24-05-2006 Diário Económico
Formamos mais pessoas qualificadas e, apesar do seu peso ser ainda baixo, a sua utilização é escassa – veja-se a taxa de desemprego dos licenciados.
Parece-me pacífico afirmar que o grande fenómeno sociológico que marca a sociedade portuguesa desde os finais da década passada é a imigração. Aliás, num país de escassas dinâmicas demográficas, já tinha sido um outro caso de deslocação de pessoas – o retorno massivo e súbito de residentes nas ex-colónias, em 1974/75 – que constituiu uma alteração significativa da "paisagem humana" em Portugal. Este foi, então, um exemplo notável de capacidade de absorção e de plasticidade colectivas. Numa situação de crise, este fenómeno foi de curtíssima duração, enquanto problema. E mesmo a indesejável qualificação com um rótulo discriminatório negativo (os "retornados") não durou senão um breve período. Esta é a flexibilidade que os liberais não sabem ver, tão preocupados com outras "flexibilidades".
A imigração contemporânea em Portugal têm três características básicas: foi súbita e massiva (em 1990 rondava os 100 mil e hoje é meio milhão); distribuiu-se por todo o território, não se concentrando em Lisboa como acontecia quando era quase só africana (de tal modo que a região da permanente recessão demográfica, o Alentejo, passou a crescer em 2000, apesar de manter um saldo natural fortemente negativo); é uma imigração mais qualificada do que no passado.
Portugal tem, desde há anos, um saldo migratório elevado, como acontecia nos países para onde antes nós emigrávamos, mantendo um saldo natural próximo de zero.
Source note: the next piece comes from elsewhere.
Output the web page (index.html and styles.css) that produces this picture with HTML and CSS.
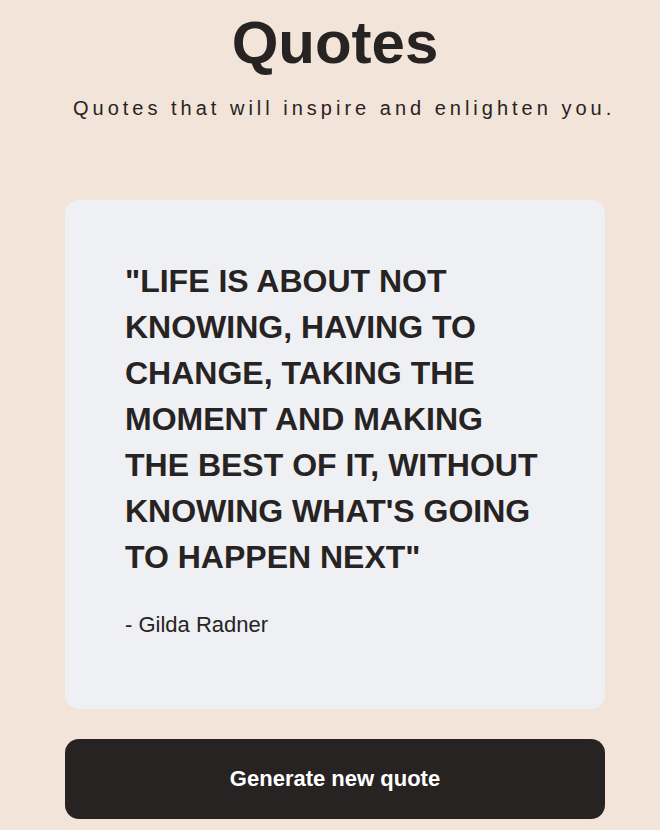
FILE: index.html
```html
<!DOCTYPE html>
<html lang="en">
<head>
  <meta charset="utf-8">
  <meta name="viewport" content="width=device-width, initial-scale=1">
  <title>Quotes</title>
  <link rel="stylesheet" href="styles.css">
</head>
<body>
  <main class="page">
    <header class="header">
      <h1 class="title">Quotes</h1>
      <p class="subtitle">Quotes that will inspire and enlighten you.</p>
    </header>
    <figure class="card">
      <blockquote class="quote">"Life is about not knowing, having to change, taking the moment and making the best of it, without knowing what's going to happen next"</blockquote>
      <figcaption class="author">- Gilda Radner</figcaption>
    </figure>
    <button class="generate" type="button">Generate new quote</button>
  </main>
</body>
</html>
```

FILE: styles.css
```css
* {
  box-sizing: border-box;
  margin: 0;
}

body {
  background: #f2e4d8;
  color: #272323;
  font-family: "Liberation Sans", Arial, sans-serif;
}

.page {
  display: flex;
  flex-direction: column;
  max-width: 680px;
  padding: 8px 55px 10px 65px;
}

.header {
  text-align: center;
}

.title {
  font-size: 60px;
  line-height: 70px;
}

.subtitle {
  margin-top: 18px;
  padding-left: 8px;
  font-size: 20px;
  line-height: 24px;
  letter-spacing: 4px;
  white-space: nowrap;
}

.card {
  margin-top: 80px;
  padding: 58px 60px 71px;
  border-radius: 14px;
  background: #eff0f4;
}

.quote {
  font-size: 32px;
  font-weight: 700;
  line-height: 46px;
  text-transform: uppercase;
}

.author {
  margin-top: 32px;
  font-size: 22px;
  line-height: 26px;
}

.generate {
  margin-top: 30px;
  height: 80px;
  border: 0;
  border-radius: 14px;
  background: #272323;
  color: #fff;
  font: 700 22px "Liberation Sans", Arial, sans-serif;
  cursor: pointer;
}
```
Compartilha esta condição com os restantes países do Sul da Europa, mas não, evidentemente, com os novos países da União Europeia. Esta geografia das mobilidades na Europa dá-nos uma imagem bem diferente da de outros indicadores e demonstra que o mapa da Europa se faz a várias cores.
Acontece que, no caso português, a imigração ocorre num momento em que o nosso modelo de crescimento levou aos limites a sua condição extensiva, aquela que faz dele um utilizador de enormes quantidades de mão-de-obra. Entre 1994 e 2003, o volume de população activa aumentou 19%, atingindo quase 5.5 milhões. A taxa de actividade fixou-se nos 52%, enquanto a de desemprego foi baixíssima (entre 2 e 3%, no limite inferior daquilo a que os economistas convencionais ousaram chamar taxa "natural" de desemprego).
Comparativamente, Portugal apresenta-se, de facto, como um país de alta utilização do trabalho na economia. Em 2002, a taxa de emprego portuguesa de 68% não nos revelava como um país do sul da Europa ou da "coesão" (da Itália à Grécia à Espanha e mesmo à Irlanda ela varia entre 56% e 65%), antes parecia fazer de nós um capitalismo escandinavo, onde se atingem os valores mais elevados. É particularmente significativo, enquanto revelador da natureza extensiva do modelo de crescimento, o que se passa com a taxa de emprego feminina (quase 50% mais elevada que a da Itália, Grécia ou Espanha). Mas é claro que uma participação feminina elevada no mercado de trabalho não tem, obviamente, o mesmo significado da que se verifica na Europa do Norte, pois aí não se regista o mesmo fenómeno de uso intensivo do trabalho feminino.
Esta "gula" pelo uso do trabalho resulta de a quantidade contar sempre mais do que a qualidade, para os nossos empregadores. Demonstra-o também o "paradoxo da formação" que atravessa a economia: formamos mais pessoas qualificadas e, apesar do seu peso ser ainda baixo (o que devia levar a que fossem bem valorizadas), a sua utilização é escassa (veja-se a taxa de desemprego dos licenciados), porque a economia continua a preferir, em geral, mão-de-obra pouco escolarizada e qualificada.
O trabalho imigrante é frequentemente dotado de qualificações significativas. Dado ter-se difundido territorialmente, são vários os concelhos do país em que a imigração é, simultaneamente, expressiva e mais habilitada do que a mão-de-obra local. Mas esse facto não tem ainda correspondência directa na qualificação dos postos de trabalho ocupados. Observação empírica feita junto de alguns dos sistemas produtivos locais mais dinâmicos não demonstra que, mesmo aí, as habilitações sejam suficientemente aproveitadas. Ora, o capital de conhecimento que a imigração constitui parece ser, assim, um bem desperdiçado na sociedade portuguesa. E não devia sê-lo.